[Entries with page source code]

** BEGIN **

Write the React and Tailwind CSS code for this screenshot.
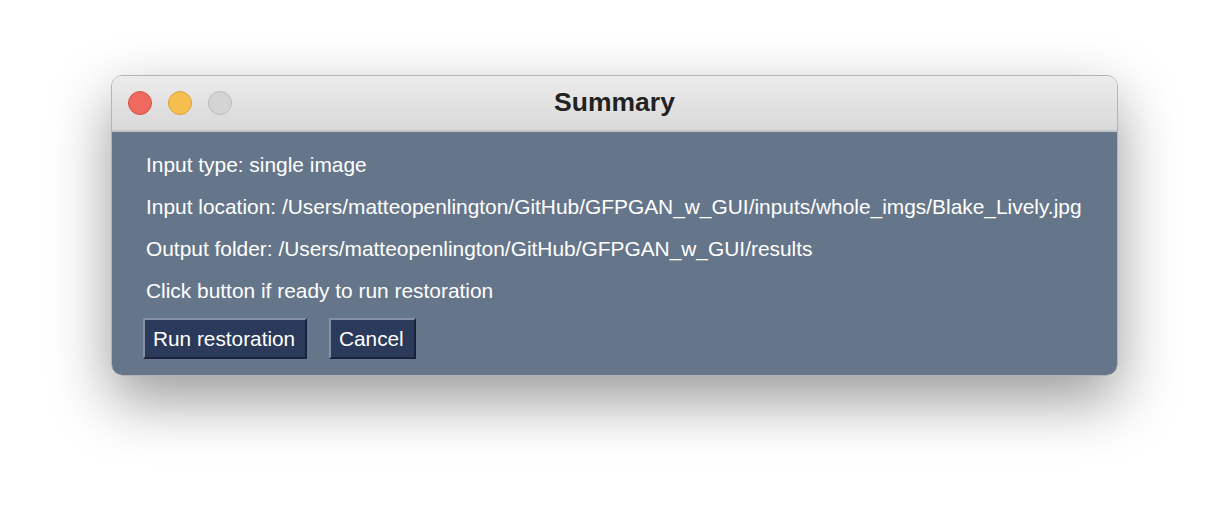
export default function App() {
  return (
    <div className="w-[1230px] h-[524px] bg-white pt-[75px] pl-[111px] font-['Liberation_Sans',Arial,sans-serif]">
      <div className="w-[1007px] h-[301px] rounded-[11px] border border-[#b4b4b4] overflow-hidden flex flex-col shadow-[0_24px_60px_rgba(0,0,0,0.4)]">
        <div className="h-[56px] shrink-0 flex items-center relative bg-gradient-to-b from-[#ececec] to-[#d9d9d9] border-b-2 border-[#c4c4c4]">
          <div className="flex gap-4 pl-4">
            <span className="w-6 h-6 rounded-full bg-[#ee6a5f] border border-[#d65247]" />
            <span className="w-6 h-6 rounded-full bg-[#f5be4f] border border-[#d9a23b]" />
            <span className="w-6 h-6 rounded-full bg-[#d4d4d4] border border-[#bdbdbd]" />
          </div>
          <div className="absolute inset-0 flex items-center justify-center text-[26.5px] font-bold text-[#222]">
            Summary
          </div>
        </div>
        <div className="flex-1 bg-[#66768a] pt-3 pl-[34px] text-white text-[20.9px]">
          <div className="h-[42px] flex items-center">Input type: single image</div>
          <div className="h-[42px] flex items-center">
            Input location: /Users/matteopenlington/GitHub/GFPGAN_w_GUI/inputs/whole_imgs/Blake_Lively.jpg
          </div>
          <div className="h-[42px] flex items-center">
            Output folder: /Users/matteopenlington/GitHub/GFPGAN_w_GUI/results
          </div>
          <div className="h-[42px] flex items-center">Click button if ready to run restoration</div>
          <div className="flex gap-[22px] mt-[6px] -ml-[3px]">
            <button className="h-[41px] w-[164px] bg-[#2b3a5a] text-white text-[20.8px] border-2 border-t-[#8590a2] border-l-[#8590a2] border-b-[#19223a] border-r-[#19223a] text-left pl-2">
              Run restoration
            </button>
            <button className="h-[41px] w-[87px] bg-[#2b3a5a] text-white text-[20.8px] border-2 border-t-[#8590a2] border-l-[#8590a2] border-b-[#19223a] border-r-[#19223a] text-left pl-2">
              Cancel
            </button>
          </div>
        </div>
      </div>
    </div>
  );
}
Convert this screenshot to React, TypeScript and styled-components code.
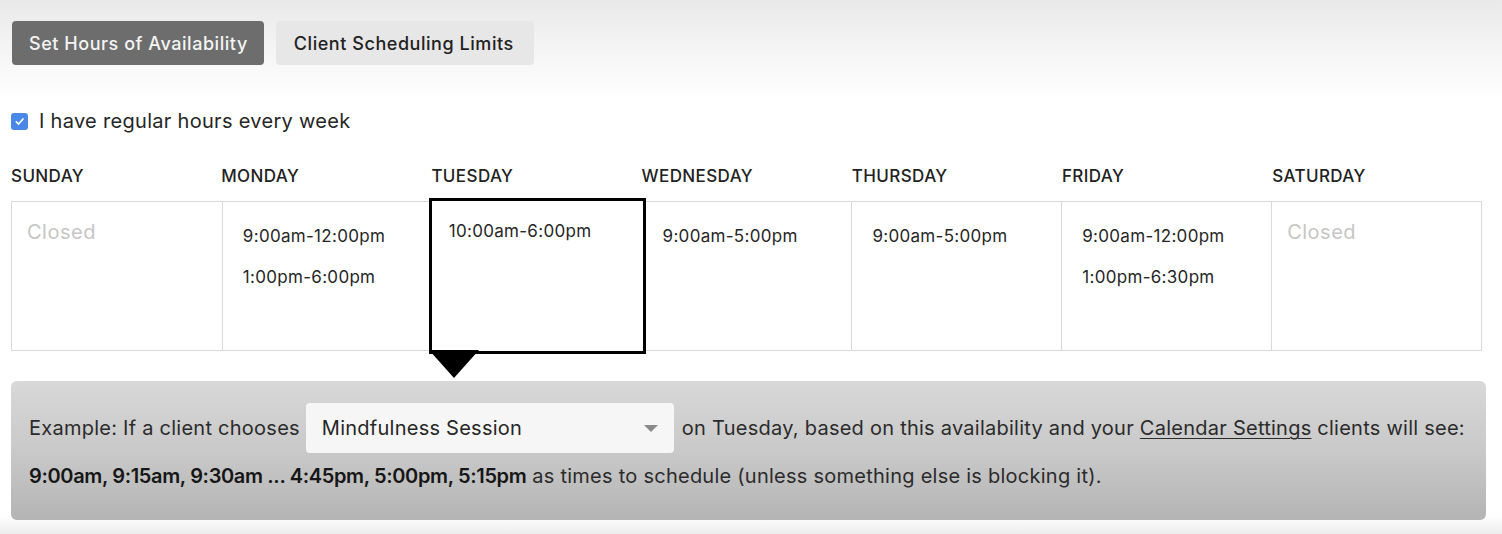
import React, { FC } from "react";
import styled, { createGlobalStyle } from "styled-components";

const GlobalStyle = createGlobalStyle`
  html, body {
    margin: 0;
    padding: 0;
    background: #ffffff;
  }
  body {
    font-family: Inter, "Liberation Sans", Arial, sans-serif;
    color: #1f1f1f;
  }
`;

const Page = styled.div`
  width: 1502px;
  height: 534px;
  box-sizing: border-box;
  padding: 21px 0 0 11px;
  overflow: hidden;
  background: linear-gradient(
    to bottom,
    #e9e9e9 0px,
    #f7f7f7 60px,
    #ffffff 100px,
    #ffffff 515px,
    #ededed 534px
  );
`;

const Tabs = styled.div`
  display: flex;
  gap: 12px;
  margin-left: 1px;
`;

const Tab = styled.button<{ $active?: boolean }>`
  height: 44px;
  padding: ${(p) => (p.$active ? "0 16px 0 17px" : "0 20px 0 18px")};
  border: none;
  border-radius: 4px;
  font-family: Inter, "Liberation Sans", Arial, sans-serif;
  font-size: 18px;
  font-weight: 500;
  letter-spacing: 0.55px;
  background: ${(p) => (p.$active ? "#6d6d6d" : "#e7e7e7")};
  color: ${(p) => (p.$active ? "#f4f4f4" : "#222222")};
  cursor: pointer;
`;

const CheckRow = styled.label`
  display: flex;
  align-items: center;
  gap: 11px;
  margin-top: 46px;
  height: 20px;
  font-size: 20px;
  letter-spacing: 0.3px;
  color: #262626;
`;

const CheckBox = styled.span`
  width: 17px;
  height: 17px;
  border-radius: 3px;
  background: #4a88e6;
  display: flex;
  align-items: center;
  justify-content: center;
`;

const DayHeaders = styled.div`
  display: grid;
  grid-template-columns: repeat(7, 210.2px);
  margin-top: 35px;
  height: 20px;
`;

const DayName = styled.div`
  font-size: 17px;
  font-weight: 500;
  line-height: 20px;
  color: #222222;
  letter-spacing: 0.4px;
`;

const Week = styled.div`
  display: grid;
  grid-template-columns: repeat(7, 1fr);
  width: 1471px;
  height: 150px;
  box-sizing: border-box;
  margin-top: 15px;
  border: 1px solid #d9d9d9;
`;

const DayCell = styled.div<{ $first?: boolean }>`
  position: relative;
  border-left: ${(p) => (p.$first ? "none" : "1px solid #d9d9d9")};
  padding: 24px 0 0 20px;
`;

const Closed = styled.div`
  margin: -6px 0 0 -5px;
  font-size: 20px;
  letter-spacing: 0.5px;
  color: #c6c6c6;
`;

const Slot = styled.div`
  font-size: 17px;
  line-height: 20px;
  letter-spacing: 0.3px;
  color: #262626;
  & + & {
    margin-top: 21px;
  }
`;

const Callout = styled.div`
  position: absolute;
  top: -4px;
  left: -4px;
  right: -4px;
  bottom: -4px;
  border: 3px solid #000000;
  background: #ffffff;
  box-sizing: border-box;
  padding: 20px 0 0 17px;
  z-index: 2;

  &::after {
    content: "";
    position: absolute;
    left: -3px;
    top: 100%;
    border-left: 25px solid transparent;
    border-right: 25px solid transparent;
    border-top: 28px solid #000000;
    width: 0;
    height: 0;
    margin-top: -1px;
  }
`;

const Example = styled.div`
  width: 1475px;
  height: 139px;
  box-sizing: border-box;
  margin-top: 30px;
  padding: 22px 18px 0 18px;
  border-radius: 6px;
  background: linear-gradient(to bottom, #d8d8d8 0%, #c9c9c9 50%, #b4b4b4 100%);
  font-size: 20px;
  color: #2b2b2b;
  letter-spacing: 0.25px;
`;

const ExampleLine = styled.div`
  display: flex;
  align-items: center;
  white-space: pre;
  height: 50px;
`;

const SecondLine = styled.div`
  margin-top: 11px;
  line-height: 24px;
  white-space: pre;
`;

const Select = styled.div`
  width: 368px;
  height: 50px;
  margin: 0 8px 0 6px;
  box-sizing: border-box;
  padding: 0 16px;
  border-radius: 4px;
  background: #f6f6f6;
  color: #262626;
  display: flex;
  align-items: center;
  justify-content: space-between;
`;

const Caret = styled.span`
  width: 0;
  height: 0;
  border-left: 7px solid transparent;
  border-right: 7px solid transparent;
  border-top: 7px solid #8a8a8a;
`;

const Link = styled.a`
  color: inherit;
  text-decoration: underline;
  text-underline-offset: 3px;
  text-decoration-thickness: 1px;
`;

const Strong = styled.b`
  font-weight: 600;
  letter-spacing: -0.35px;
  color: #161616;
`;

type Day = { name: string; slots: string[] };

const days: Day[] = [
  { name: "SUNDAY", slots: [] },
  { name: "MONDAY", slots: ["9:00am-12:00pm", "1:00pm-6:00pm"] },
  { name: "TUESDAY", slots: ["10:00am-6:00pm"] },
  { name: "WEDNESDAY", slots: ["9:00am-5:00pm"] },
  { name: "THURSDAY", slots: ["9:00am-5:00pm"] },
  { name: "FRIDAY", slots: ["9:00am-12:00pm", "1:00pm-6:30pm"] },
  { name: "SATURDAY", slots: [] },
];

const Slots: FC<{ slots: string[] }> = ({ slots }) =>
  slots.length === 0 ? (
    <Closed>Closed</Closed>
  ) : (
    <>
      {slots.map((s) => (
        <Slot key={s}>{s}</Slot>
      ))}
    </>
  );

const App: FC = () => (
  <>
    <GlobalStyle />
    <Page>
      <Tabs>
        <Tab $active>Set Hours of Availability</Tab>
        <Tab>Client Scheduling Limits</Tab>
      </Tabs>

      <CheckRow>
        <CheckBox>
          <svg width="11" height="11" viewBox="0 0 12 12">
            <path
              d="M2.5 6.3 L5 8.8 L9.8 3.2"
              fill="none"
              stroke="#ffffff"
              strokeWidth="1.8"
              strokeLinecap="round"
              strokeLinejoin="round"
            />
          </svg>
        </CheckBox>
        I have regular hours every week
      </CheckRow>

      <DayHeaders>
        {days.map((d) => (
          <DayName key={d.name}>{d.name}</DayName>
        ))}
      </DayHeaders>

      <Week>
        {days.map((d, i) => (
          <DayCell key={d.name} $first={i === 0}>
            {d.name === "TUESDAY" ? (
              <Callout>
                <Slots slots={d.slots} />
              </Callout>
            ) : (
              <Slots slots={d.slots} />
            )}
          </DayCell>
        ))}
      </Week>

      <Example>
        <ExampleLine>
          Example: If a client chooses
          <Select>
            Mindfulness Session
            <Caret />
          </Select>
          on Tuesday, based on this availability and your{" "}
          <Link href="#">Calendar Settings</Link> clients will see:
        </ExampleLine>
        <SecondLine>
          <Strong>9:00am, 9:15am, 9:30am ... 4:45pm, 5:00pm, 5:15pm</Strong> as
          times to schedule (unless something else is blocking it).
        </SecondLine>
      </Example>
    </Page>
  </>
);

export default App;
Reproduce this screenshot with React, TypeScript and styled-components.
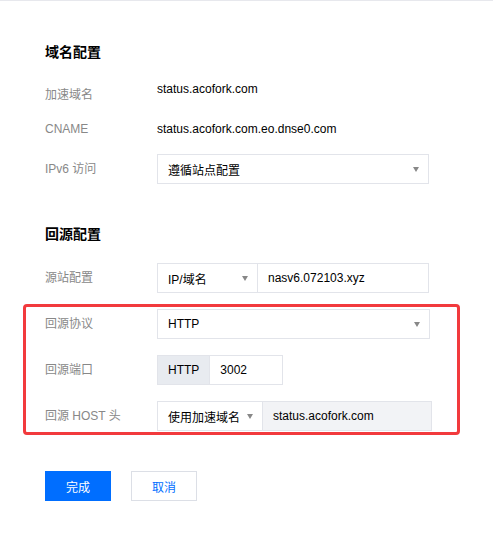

** END **

Given problem » How many lines in the entries contain the string "React"? Answer with the number only.

Solution below » 4